(Short problem):
Everything from the first line of the data through the line with "const RED = '#c00000';" is to be echoed exactly, minus the pictures.
———
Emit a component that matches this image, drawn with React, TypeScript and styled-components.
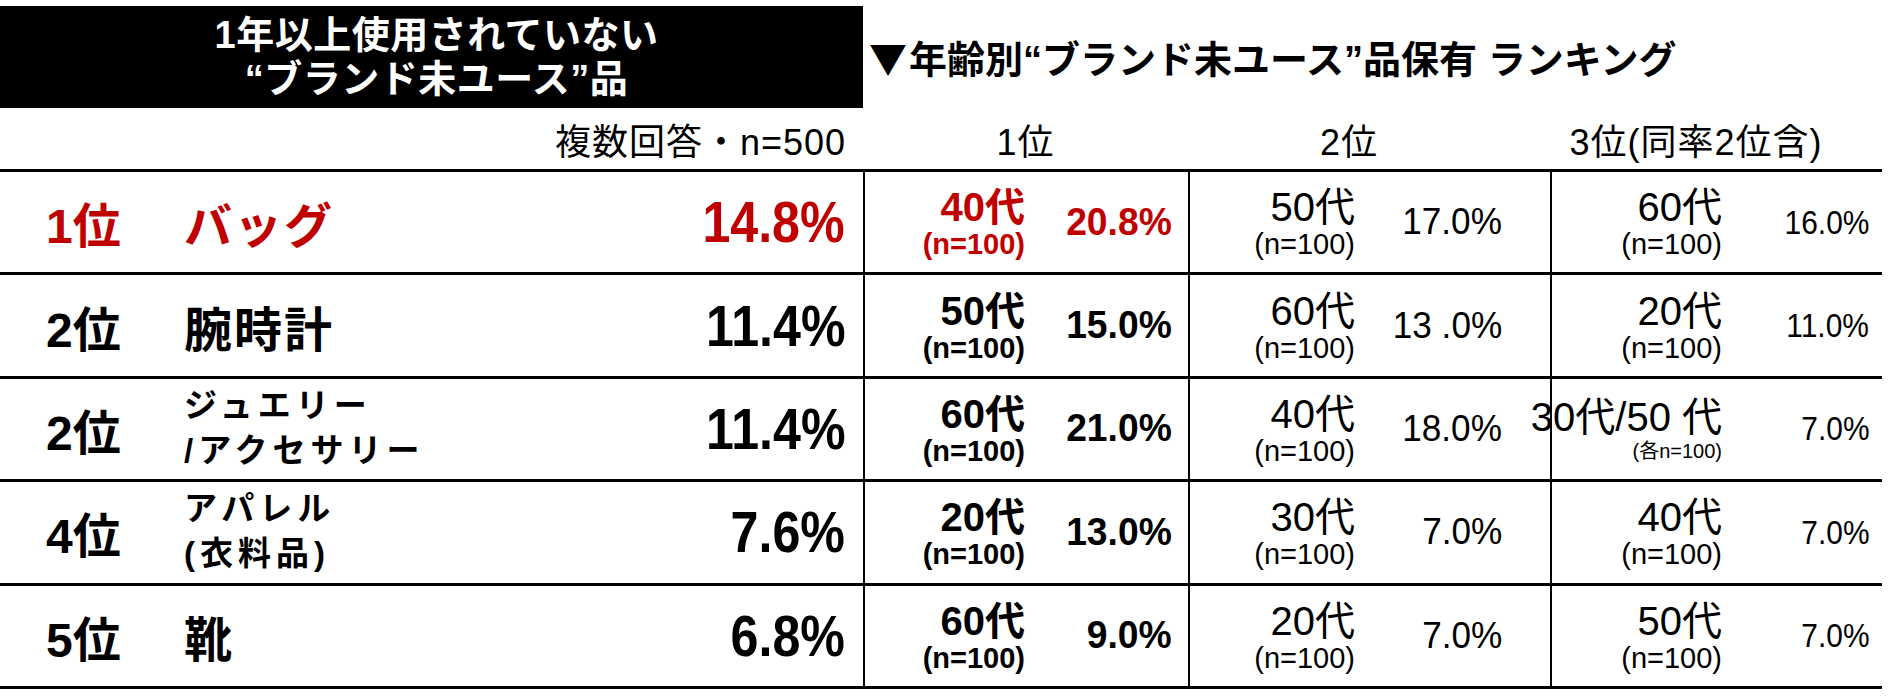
import React from 'react';
import styled, { createGlobalStyle } from 'styled-components';

type AgeEntry = {
  age: string;
  n: string;
  pct: string;
  small?: boolean;
};

type RankingRow = {
  rank: string;
  name: string[];
  total: string;
  entries: AgeEntry[];
  highlight?: boolean;
};

const COLUMNS = '863px 325px 362px 332px';
const RED = '#c00000';

const rows: RankingRow[] = [
  {
    rank: '1位',
    name: ['バッグ'],
    total: '14.8%',
    highlight: true,
    entries: [
      { age: '40代', n: '(n=100)', pct: '20.8%' },
      { age: '50代', n: '(n=100)', pct: '17.0%' },
      { age: '60代', n: '(n=100)', pct: '16.0%' }
    ]
  },
  {
    rank: '2位',
    name: ['腕時計'],
    total: '11.4%',
    entries: [
      { age: '50代', n: '(n=100)', pct: '15.0%' },
      { age: '60代', n: '(n=100)', pct: '13 .0%' },
      { age: '20代', n: '(n=100)', pct: '11.0%' }
    ]
  },
  {
    rank: '2位',
    name: ['ジュエリー', '/アクセサリー'],
    total: '11.4%',
    entries: [
      { age: '60代', n: '(n=100)', pct: '21.0%' },
      { age: '40代', n: '(n=100)', pct: '18.0%' },
      { age: '30代/50 代', n: '(各n=100)', pct: '7.0%', small: true }
    ]
  },
  {
    rank: '4位',
    name: ['アパレル', '(衣料品)'],
    total: '7.6%',
    entries: [
      { age: '20代', n: '(n=100)', pct: '13.0%' },
      { age: '30代', n: '(n=100)', pct: '7.0%' },
      { age: '40代', n: '(n=100)', pct: '7.0%' }
    ]
  },
  {
    rank: '5位',
    name: ['靴'],
    total: '6.8%',
    entries: [
      { age: '60代', n: '(n=100)', pct: '9.0%' },
      { age: '20代', n: '(n=100)', pct: '7.0%' },
      { age: '50代', n: '(n=100)', pct: '7.0%' }
    ]
  }
];

// per ranking column: left padding, weight, pct size and squeeze
const columnStyle = [
  { pad: 20, weight: 700, pct: 38, squeeze: 0.98 },
  { pad: 25, weight: 400, pct: 37, squeeze: 0.95 },
  { pad: 30, weight: 400, pct: 34, squeeze: 0.88 }
];

const App: React.FC = () => (
  <Page>
    <GlobalStyle />
    <TopBar>
      <TitleBox>
        <span>1年以上使用されていない</span>
        <span>“ブランド未ユース”品</span>
      </TitleBox>
      <RankingTitle>
        <Triangle>▼</Triangle>年齢別“ブランド未ユース”品保有 ランキング
      </RankingTitle>
    </TopBar>

    <HeaderRow>
      <HeaderLabel $align="right" $pr={17}>
        複数回答・n=500
      </HeaderLabel>
      <HeaderLabel $align="center">1位</HeaderLabel>
      <HeaderLabel $align="center" $pr={40}>
        2位
      </HeaderLabel>
      <HeaderLabel $align="center" $pr={40}>
        3位(同率2位含)
      </HeaderLabel>
    </HeaderRow>

    <Table>
      {rows.map((row, i) => (
        <Row key={i}>
          <ItemCell $red={row.highlight}>
            <Rank>{row.rank}</Rank>
            {row.name.length > 1 ? (
              <NameSmall>
                {row.name.map(line => (
                  <span key={line}>{line}</span>
                ))}
              </NameSmall>
            ) : (
              <Name>{row.name[0]}</Name>
            )}
            <Total>
              <Narrow $scale={0.88}>{row.total}</Narrow>
            </Total>
          </ItemCell>
          {row.entries.map((entry, j) => {
            const col = columnStyle[j];
            const red = row.highlight && j === 0;
            return (
              <AgeCell key={j} $pad={col.pad} $red={red}>
                <AgeBlock $weight={col.weight}>
                  <Age>{entry.age}</Age>
                  <Sample $small={entry.small}>{entry.n}</Sample>
                </AgeBlock>
                <Pct $weight={col.weight} $size={col.pct}>
                  <Narrow $scale={col.squeeze}>{entry.pct}</Narrow>
                </Pct>
              </AgeCell>
            );
          })}
        </Row>
      ))}
    </Table>
  </Page>
);

const GlobalStyle = createGlobalStyle`
  html, body {
    margin: 0;
    padding: 0;
    background: #fff;
  }
  body {
    font-family: 'Liberation Sans', 'Noto Sans CJK JP', sans-serif;
    color: #000;
  }
`;

const Page = styled.div`
  width: 1882px;
`;

const TopBar = styled.div`
  display: grid;
  grid-template-columns: 863px 1fr;
  height: 108px;
`;

const TitleBox = styled.div`
  display: flex;
  flex-direction: column;
  align-items: center;
  justify-content: center;
  margin-top: 6px;
  background: #000;
  color: #fff;
  font-size: 38px;
  font-weight: 700;
  line-height: 44px;
  letter-spacing: 0.5px;
  padding-left: 10px;
`;

const RankingTitle = styled.div`
  align-self: center;
  padding-left: 6px;
  padding-top: 4px;
  font-size: 38px;
  font-weight: 700;
  white-space: nowrap;
`;

const Triangle = styled.span`
  font-family: 'Noto Sans CJK JP', sans-serif;
  margin-right: 2px;
`;

const HeaderRow = styled.div`
  display: grid;
  grid-template-columns: ${COLUMNS};
  align-items: center;
  height: 61px;
`;

const HeaderLabel = styled.div<{ $align: 'left' | 'center' | 'right'; $pr?: number }>`
  text-align: ${p => p.$align};
  padding-right: ${p => p.$pr ?? 0}px;
  font-size: 36px;
  font-weight: 400;
  letter-spacing: 1px;
  white-space: nowrap;
`;

const Table = styled.div`
  border-top: 3px solid #000;
`;

const Row = styled.div`
  display: grid;
  grid-template-columns: ${COLUMNS};
  height: 100.4px;
  border-bottom: 3px solid #000;
`;

const ItemCell = styled.div<{ $red?: boolean }>`
  display: grid;
  grid-template-columns: 138px 1fr auto;
  align-items: center;
  padding: 0 18px 0 46px;
  color: ${p => (p.$red ? RED : '#000')};
`;

const Rank = styled.div`
  font-size: 48px;
  font-weight: 700;
`;

const Name = styled.div`
  font-size: 48px;
  font-weight: 700;
  letter-spacing: 2px;
`;

const NameSmall = styled.div`
  display: flex;
  flex-direction: column;
  font-size: 33px;
  font-weight: 700;
  line-height: 45px;
  letter-spacing: 5px;
  margin-top: -2px;
`;

const Total = styled.div`
  font-size: 57px;
  font-weight: 700;
  text-align: right;
`;

// the source face is a narrow one: squeeze the glyphs, keep the right edge
const Narrow = styled.span<{ $scale: number }>`
  display: inline-block;
  transform: scaleX(${p => p.$scale});
  transform-origin: right center;
`;

const AgeCell = styled.div<{ $pad: number; $red?: boolean }>`
  display: grid;
  grid-template-columns: 140px 147px;
  align-items: center;
  padding-left: ${p => p.$pad}px;
  border-left: 2px solid #000;
  color: ${p => (p.$red ? RED : '#000')};
`;

const AgeBlock = styled.div<{ $weight: number }>`
  display: flex;
  flex-direction: column;
  align-items: flex-end;
  font-weight: ${p => p.$weight};
  white-space: nowrap;
`;

const Age = styled.span`
  font-size: 40px;
  line-height: 44px;
`;

const Sample = styled.span<{ $small?: boolean }>`
  font-size: ${p => (p.$small ? 20 : 29)}px;
  line-height: ${p => (p.$small ? 24 : 30)}px;
`;

const Pct = styled.div<{ $weight: number; $size: number }>`
  text-align: right;
  font-size: ${p => p.$size}px;
  font-weight: ${p => p.$weight};
  white-space: nowrap;
`;

export default App;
———
(Written response):
Emit a component that matches this image, drawn with React, TypeScript and styled-components.
import React from 'react';
import styled, { createGlobalStyle } from 'styled-components';

type AgeEntry = {
  age: string;
  n: string;
  pct: string;
  small?: boolean;
};

type RankingRow = {
  rank: string;
  name: string[];
  total: string;
  entries: AgeEntry[];
  highlight?: boolean;
};

const COLUMNS = '863px 325px 362px 332px';
const RED = '#c00000';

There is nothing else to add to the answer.